• [What to work on] Copy out each line of the listing that has the word "React" in it.
#### Dataset excerpt ####
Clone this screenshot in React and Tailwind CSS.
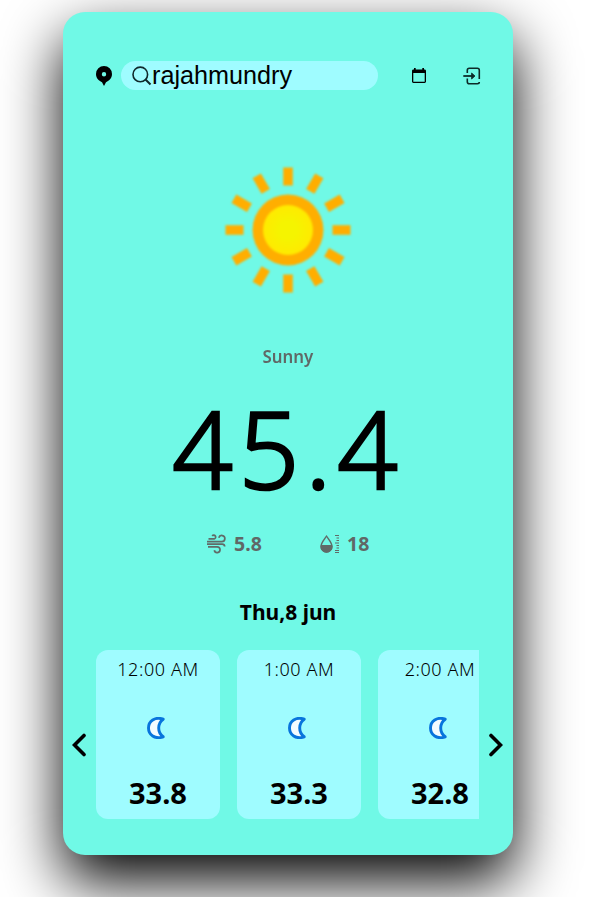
import React from "react";

const rounded = "font-['Noto_Sans','Open_Sans',sans-serif]";

const hours = [
  { time: "12:00 AM", temp: "33.8" },
  { time: "1:00 AM", temp: "33.3" },
  { time: "2:00 AM", temp: "32.8" },
];

const rays = [0, 30, 60, 90, 120, 150, 180, 210, 240, 270, 300, 330];

function Pin() {
  return (
    <svg className="w-4 h-5" viewBox="0 0 16 20">
      <path fillRule="evenodd" d="M8 0a8 8 0 0 1 8 8c0 4-2.6 6.600-6 8.200L8 20l-2-3.800C2.600 14.600 0 12 0 8a8 8 0 0 1 8-8Zm0 6a2.200 2.200 0 1 0 0 4.400A2.200 2.200 0 0 0 8 6Z" />
    </svg>
  );
}

function Search() {
  return (
    <svg className="w-5 h-5" viewBox="0 0 20 20" fill="none" stroke="#10282b" strokeWidth="1.6">
      <circle cx="8.300" cy="8.400" r="7.300" />
      <path d="m13.500 13.500 5 5" strokeWidth="2" />
    </svg>
  );
}

function Calendar() {
  return (
    <svg className="w-4 h-4" viewBox="0 0 16 16">
      <path fillRule="evenodd" d="M3 0h1.700v1.500h6.600V0H13v1.500h.6c.8 0 1.400.6 1.400 1.400v10.700c0 .8-.6 1.400-1.400 1.400H2.400C1.600 15 1 14.400 1 13.600V2.900c0-.8.6-1.400 1.400-1.400H3V0Zm-.7 5v8.700h11.400V5H2.300Z" />
    </svg>
  );
}

function Login() {
  return (
    <svg className="w-[18px] h-[18px]" viewBox="0 0 18 18" fill="none" stroke="#0d2b28" strokeWidth="1.600">
      <path d="M4.300 6V3.200c0-1.200.8-2 2-2h8c1.200 0 2 .8 2 2V12M4.300 11.500v3.200c0 1.200.8 2 2 2h8c1.200 0 2-.6 2-1.700" />
      <path d="M.3 9h10" strokeWidth="1.800" />
      <path d="m8.600 6 3.400 3-3.400 3Z" fill="#0d2b28" stroke="#0d2b28" strokeWidth=".8" />
    </svg>
  );
}

function Sun() {
  return (
    <svg className="w-32 h-32 blur-[1px]" viewBox="-64 -64 128 128">
      <defs>
        <radialGradient id="sun-core">
          <stop offset="0.35" stopColor="#f5f400" />
          <stop offset="1" stopColor="#ffea00" />
        </radialGradient>
      </defs>
      <circle r="35.500" fill="#ffae00" />
      <circle r="25" fill="url(#sun-core)" />
      {rays.map((a) => (
        <rect key={a} x="-4.800" y="-62.500" width="9.600" height="18" fill="#ffae00" transform={`rotate(${a})`} />
      ))}
    </svg>
  );
}

function Wind() {
  return (
    <svg className="w-5 h-5" viewBox="0 0 20 20" fill="none" stroke="#606b68" strokeWidth="1.700">
      <path d="M1.500 4.900h5.700a1.900 1.900 0 1 0-2-2.900M0 7.700h14.800a3.100 3.100 0 1 0-3-4M0 10.200h15.200a2.500 2.500 0 0 1 2.500 2.300M1 12.800h9.200a2.900 2.900 0 1 1-2.900 3.500" />
    </svg>
  );
}

function Humidity() {
  return (
    <svg className="w-5 h-5" viewBox="0 0 20 20" fill="none" stroke="#606b68">
      <path d="M6.500 2.200C4.500 5.400 1 8.500 1 12.700a5.500 5.500 0 0 0 11 0c0-4.200-3.500-7.300-5.500-10.500Z" strokeWidth="1.300" />
      <path d="M1 11.500h11v1.200a5.500 5.500 0 0 1-11 0Z" fill="#606b68" />
      <path d="M15 1.500h4M16.500 4h2.500M16.500 6.500h2.500M15 9h4M16.500 11.500h2.500M16.500 14h2.500M15 16.500h4M15 18.500h4" strokeWidth="1" />
    </svg>
  );
}

function Moon() {
  return (
    <svg className="w-[18px] h-[22px]" viewBox="0 0 18 22">
      <path d="M16.200 2.200C7.800-.7 1.500 4.300 1.500 11s6.300 11.700 14.700 8.800C10.200 15.500 10.200 6.500 16.200 2.200Z" fill="#f4fbff" stroke="#0874dc" strokeWidth="2.900" strokeLinejoin="round" />
    </svg>
  );
}

function Chevron({ flip }) {
  return (
    <svg className={flip ? "w-[14px] h-6 rotate-180" : "w-[14px] h-6"} viewBox="0 0 14 24" fill="none" stroke="#000" strokeWidth="3.600" strokeLinecap="round">
      <path d="M12 2.500 2.500 12 12 21.500" />
    </svg>
  );
}

export default function App() {
  return (
    <div className={`w-[589px] h-[897px] overflow-hidden bg-white pt-3 pl-[63px] text-black ${rounded}`}>
      <main className="flex h-[843px] w-[450px] flex-col items-center rounded-[22px] bg-[#70f9e6] shadow-[0_26px_60px_#000]">
        <header className="mt-[49px] flex h-[29px] w-full items-center pl-[33px]">
          <div className="pt-px"><Pin /></div>
          <div className="ml-[9px] flex h-[29px] w-[257px] items-center rounded-full bg-[#9ffcff] pl-[11px] font-['Liberation_Sans',Arial,sans-serif] text-[25.200px] leading-[29px]">
            <Search />
            <span>rajahmundry</span>
          </div>
          <div className="ml-[33px]"><Calendar /></div>
          <div className="ml-[36px]"><Login /></div>
        </header>
        <div className="mt-[76px]"><Sun /></div>
        <p className="mt-[50px] h-6 text-[18.500px] font-semibold leading-6 text-[#606866]"><span className="inline-block scale-x-[0.91]">Sunny</span></p>
        <h1 className="mt-[18px] h-[124px] whitespace-nowrap text-[106px] font-light leading-[124px] tracking-[6px] [-webkit-text-stroke:2.5px_#000] [stroke-linejoin:round]">45.4</h1>
        <div className="mt-[22px] flex h-6 w-full items-center pl-[144px] text-[19.500px] font-bold leading-6 text-[#606866]">
          <Wind />
          <span className="ml-[7px] w-[86px]">5.8</span>
          <Humidity />
          <span className="ml-[7px]">18</span>
        </div>
        <h2 className="mt-[42px] h-7 text-[21px] font-bold leading-7">Thu,8 jun</h2>
        <section className="mt-[24px] flex h-[169px] w-full items-center">
          <button className="mt-5 w-[33px] pl-[9px]"><Chevron /></button>
          <div className="flex w-[383px] gap-[17px] overflow-hidden">
            {hours.map((h) => (
              <article key={h.time} className="flex h-[169px] w-[124px] shrink-0 flex-col items-center rounded-xl bg-[#9ffcff]">
                <p className="mt-[7px] h-6 whitespace-nowrap text-[18px] font-light leading-6 tracking-[0.6px]">{h.time}</p>
                <div className="mt-[36px] pr-1"><Moon /></div>
                <p className="mt-[36px] h-9 text-[29px] font-bold leading-9">{h.temp}</p>
              </article>
            ))}
          </div>
          <button className="mt-5 pl-[10px]"><Chevron flip /></button>
        </section>
      </main>
    </div>
  );
}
####
• [Solution]
Clone this screenshot in React and Tailwind CSS.
import React from "react";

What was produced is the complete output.